* [What is expected] Go through the listing below and list every line with "components".

* [Provided material]
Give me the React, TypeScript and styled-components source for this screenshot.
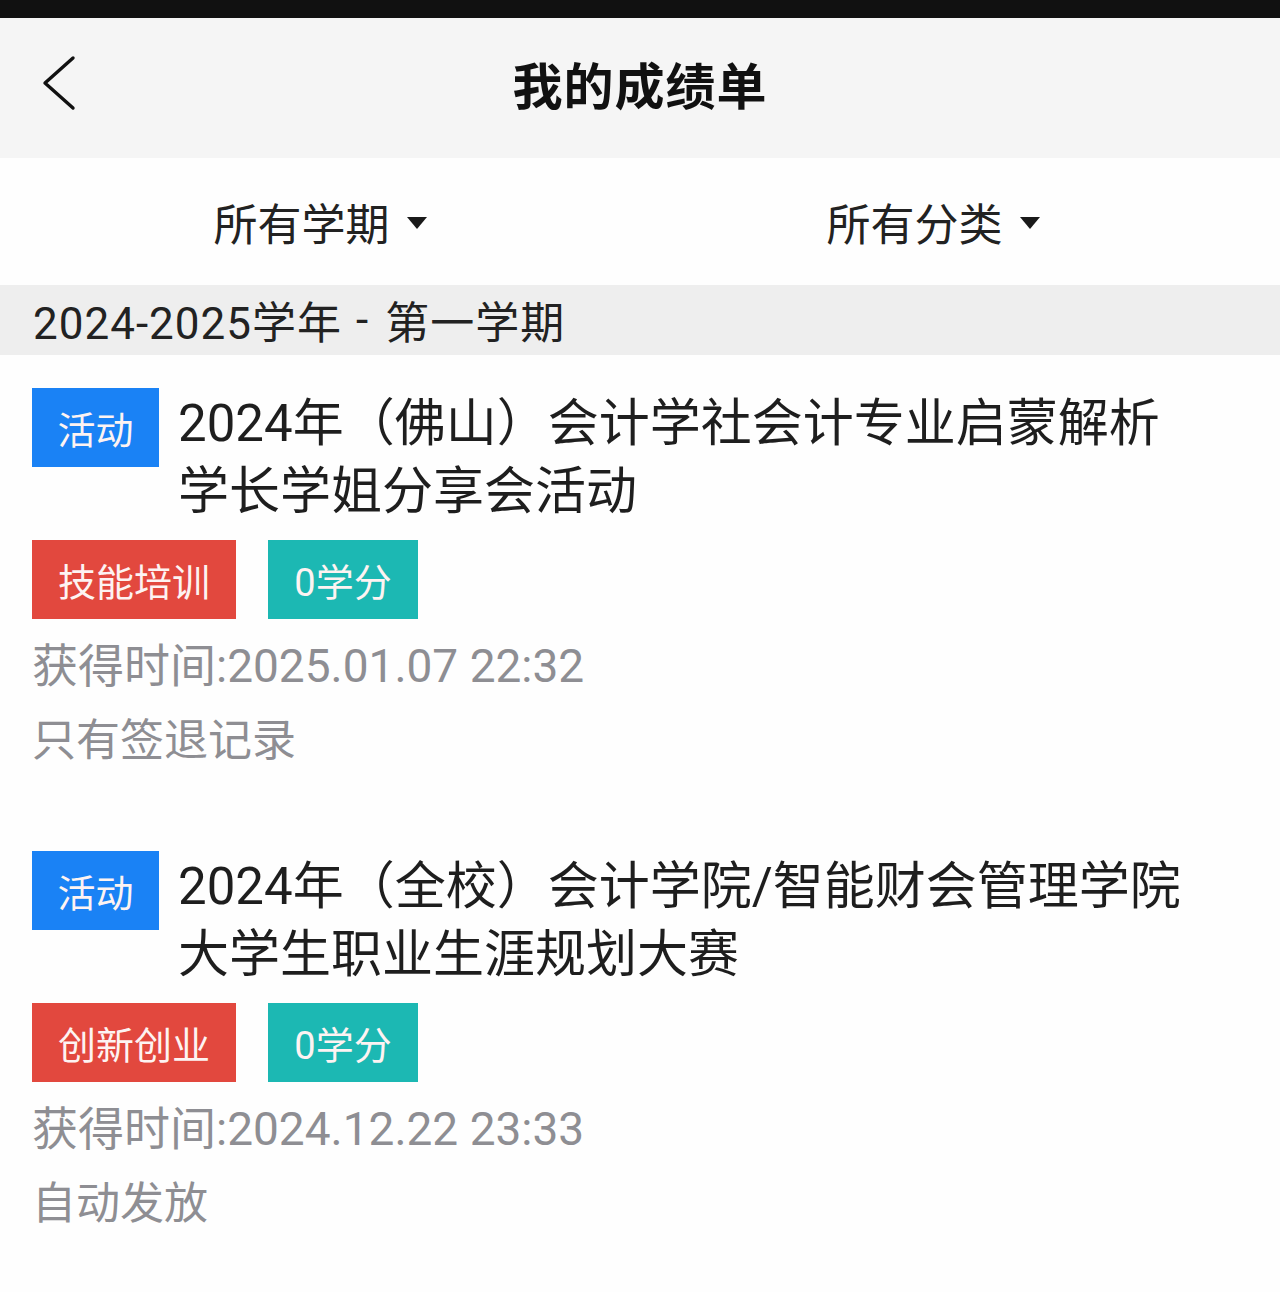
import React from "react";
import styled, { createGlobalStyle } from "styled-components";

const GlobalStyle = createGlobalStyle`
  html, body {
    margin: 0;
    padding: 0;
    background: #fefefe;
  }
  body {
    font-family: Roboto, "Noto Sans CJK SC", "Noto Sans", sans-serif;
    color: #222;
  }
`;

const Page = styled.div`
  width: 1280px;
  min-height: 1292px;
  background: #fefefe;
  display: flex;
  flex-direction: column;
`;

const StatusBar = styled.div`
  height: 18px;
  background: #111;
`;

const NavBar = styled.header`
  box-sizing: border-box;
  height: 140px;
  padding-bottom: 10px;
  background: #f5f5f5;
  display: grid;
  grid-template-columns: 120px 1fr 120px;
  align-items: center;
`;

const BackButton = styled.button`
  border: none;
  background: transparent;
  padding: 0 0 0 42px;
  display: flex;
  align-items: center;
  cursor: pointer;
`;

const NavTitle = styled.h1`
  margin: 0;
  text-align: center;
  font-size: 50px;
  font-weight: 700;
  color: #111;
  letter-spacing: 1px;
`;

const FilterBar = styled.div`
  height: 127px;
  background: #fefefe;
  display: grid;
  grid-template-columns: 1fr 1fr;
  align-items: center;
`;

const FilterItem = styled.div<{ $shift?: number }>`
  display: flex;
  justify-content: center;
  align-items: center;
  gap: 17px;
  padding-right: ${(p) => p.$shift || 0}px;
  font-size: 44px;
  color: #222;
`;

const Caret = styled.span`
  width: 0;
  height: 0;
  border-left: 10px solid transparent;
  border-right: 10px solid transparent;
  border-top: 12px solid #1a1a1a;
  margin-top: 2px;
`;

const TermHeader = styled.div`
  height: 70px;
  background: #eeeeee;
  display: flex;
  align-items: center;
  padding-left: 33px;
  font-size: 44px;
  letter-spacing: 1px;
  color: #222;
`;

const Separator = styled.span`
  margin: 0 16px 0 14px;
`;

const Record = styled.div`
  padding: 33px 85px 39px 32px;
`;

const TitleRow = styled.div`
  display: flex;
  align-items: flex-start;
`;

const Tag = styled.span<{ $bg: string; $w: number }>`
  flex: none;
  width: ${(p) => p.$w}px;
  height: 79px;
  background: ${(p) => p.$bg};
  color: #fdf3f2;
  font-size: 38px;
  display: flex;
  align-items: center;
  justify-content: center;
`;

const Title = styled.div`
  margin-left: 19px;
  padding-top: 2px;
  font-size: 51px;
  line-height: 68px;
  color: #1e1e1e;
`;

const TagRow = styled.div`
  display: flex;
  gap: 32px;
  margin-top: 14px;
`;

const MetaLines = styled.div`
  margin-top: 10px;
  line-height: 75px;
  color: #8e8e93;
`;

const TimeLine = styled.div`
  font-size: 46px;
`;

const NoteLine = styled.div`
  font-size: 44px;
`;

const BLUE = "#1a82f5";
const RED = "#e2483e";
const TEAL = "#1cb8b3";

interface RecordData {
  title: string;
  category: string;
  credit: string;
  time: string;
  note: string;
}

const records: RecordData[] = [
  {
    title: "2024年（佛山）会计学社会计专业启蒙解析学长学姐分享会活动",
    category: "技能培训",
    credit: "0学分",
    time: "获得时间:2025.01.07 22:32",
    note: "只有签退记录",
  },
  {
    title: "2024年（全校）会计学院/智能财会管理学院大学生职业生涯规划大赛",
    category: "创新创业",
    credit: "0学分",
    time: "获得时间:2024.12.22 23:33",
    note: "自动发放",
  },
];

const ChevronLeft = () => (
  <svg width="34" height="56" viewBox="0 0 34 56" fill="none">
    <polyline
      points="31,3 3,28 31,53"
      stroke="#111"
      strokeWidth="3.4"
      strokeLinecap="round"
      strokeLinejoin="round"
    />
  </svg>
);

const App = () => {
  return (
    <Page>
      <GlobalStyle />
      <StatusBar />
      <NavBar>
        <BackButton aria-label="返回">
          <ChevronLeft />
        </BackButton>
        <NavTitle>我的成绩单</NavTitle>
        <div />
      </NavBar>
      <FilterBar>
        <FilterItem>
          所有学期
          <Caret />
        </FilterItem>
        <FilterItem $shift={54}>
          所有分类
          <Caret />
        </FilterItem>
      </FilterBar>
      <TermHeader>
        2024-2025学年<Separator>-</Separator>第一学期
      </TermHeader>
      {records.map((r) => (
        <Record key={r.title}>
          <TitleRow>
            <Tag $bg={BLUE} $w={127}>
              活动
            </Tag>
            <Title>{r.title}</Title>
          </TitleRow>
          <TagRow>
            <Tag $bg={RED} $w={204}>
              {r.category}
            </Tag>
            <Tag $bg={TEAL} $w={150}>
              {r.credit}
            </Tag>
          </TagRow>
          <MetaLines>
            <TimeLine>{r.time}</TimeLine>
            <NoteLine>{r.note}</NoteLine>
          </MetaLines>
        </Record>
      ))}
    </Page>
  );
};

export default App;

--

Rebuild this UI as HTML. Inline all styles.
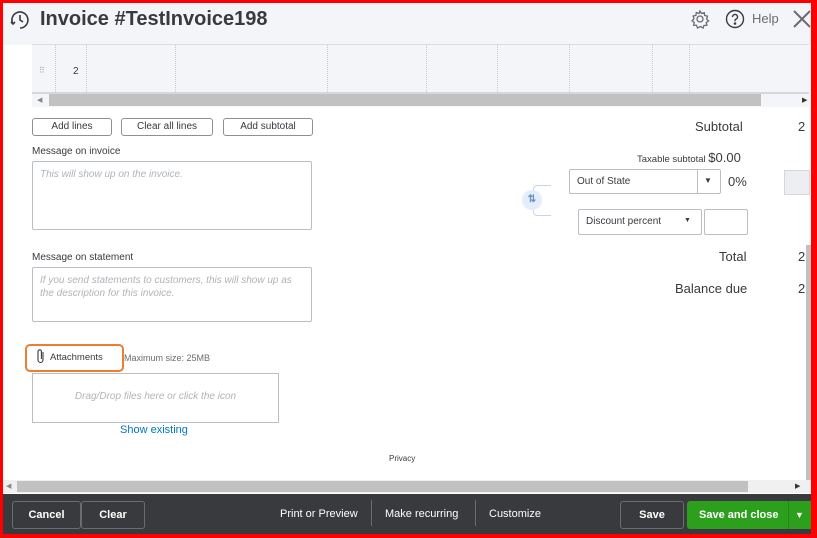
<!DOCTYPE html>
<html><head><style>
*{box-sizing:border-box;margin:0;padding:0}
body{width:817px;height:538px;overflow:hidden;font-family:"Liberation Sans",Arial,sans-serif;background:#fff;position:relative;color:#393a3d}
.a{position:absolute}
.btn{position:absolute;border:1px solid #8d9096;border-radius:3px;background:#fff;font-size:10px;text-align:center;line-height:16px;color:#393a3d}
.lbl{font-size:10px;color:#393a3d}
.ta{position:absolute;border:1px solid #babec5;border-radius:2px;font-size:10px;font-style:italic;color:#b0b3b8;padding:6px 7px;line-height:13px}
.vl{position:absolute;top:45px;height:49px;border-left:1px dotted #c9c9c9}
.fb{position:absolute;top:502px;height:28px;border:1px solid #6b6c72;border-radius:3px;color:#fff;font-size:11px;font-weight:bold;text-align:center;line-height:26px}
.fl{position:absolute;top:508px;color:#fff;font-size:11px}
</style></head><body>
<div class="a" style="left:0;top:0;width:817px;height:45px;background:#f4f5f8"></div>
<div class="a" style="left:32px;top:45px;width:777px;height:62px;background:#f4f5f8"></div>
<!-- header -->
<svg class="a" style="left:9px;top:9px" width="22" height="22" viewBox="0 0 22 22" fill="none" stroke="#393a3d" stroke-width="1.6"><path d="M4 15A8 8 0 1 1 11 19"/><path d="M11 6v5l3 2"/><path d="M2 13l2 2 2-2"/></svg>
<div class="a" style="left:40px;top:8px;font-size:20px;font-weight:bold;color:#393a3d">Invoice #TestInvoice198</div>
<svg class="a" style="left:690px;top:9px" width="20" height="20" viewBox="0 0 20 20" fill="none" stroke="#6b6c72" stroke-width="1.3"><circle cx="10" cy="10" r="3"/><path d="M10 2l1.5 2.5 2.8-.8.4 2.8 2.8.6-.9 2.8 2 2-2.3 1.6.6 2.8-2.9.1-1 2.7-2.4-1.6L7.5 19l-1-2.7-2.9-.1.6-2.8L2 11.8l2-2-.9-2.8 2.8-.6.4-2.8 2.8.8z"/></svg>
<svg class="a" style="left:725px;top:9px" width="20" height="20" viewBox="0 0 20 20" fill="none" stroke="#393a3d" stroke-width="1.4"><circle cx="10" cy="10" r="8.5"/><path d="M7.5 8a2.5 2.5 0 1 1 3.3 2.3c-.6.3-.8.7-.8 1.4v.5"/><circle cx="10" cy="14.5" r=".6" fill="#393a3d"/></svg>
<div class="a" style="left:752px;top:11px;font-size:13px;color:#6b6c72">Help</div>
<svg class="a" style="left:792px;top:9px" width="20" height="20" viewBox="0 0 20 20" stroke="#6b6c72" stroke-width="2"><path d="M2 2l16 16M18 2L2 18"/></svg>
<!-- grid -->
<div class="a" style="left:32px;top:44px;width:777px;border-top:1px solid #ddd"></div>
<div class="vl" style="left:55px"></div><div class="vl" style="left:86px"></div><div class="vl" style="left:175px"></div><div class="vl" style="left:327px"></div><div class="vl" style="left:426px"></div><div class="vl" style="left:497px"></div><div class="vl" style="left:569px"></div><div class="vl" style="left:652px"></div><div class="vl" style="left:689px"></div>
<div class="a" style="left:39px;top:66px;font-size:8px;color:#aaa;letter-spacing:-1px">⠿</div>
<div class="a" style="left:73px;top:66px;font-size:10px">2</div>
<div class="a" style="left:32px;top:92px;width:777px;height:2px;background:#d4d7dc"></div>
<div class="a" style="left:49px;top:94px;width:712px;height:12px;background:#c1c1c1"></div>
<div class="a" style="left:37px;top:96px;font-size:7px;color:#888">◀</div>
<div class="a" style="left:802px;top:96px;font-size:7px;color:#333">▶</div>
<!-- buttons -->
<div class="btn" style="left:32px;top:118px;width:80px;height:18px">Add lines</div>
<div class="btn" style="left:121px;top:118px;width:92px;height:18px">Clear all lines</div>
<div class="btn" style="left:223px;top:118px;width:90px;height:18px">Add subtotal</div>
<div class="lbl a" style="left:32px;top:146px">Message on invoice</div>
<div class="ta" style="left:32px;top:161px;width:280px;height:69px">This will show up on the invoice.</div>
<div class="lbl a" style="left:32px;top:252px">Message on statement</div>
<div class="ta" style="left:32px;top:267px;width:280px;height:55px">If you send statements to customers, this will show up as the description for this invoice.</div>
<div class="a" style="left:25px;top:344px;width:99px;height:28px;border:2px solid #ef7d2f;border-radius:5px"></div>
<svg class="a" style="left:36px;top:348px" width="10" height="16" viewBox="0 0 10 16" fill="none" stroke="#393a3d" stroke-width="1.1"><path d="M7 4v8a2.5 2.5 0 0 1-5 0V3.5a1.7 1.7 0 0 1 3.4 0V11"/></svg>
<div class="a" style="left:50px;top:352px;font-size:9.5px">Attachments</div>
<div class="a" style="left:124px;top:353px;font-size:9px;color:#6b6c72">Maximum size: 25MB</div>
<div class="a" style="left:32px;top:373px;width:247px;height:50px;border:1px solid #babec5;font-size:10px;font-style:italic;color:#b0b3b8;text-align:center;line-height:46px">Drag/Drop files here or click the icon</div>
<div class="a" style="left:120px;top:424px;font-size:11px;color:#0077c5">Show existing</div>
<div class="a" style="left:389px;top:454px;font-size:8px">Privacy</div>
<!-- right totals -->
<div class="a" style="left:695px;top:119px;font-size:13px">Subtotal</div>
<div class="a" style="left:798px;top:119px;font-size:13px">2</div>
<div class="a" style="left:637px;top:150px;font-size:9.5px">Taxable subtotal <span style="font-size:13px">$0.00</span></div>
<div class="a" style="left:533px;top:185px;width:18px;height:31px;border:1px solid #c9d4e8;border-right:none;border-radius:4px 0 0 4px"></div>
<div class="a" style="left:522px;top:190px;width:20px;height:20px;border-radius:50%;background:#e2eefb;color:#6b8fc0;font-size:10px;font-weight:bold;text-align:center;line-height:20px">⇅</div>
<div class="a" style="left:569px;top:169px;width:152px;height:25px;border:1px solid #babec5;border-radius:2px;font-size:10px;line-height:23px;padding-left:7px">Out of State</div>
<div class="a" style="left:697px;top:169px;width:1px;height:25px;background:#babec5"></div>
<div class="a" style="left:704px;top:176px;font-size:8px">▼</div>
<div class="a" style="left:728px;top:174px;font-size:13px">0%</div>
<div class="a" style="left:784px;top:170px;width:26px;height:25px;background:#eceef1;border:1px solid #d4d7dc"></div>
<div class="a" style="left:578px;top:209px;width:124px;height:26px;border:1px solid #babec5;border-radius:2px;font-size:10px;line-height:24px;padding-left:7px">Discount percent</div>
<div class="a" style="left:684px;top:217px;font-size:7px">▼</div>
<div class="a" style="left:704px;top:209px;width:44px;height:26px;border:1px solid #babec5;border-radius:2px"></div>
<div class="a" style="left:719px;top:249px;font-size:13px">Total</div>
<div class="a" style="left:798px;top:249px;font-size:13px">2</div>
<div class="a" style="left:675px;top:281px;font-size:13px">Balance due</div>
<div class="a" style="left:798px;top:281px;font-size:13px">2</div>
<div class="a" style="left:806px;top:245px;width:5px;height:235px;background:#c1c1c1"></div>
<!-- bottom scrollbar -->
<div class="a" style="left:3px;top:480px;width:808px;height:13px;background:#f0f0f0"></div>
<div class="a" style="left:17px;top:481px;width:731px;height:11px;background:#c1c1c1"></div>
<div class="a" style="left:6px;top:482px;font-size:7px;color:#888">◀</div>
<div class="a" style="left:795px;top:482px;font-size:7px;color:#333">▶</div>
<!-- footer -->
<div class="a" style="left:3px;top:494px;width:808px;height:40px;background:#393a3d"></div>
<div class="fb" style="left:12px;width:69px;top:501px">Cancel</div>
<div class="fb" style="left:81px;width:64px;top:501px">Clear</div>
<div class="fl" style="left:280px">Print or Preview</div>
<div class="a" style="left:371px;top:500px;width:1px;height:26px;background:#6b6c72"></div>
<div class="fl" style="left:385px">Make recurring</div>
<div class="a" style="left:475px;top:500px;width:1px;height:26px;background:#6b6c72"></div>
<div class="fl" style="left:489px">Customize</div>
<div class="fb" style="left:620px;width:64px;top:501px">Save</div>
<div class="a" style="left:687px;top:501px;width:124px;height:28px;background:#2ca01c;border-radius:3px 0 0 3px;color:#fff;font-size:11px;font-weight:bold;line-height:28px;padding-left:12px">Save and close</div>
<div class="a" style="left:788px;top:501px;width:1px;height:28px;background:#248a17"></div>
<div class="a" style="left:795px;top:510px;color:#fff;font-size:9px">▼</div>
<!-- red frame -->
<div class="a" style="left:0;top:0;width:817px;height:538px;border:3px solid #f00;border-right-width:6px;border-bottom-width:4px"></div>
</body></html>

* [Written answer]
Give me the React, TypeScript and styled-components source for this screenshot.
import styled, { createGlobalStyle } from "styled-components";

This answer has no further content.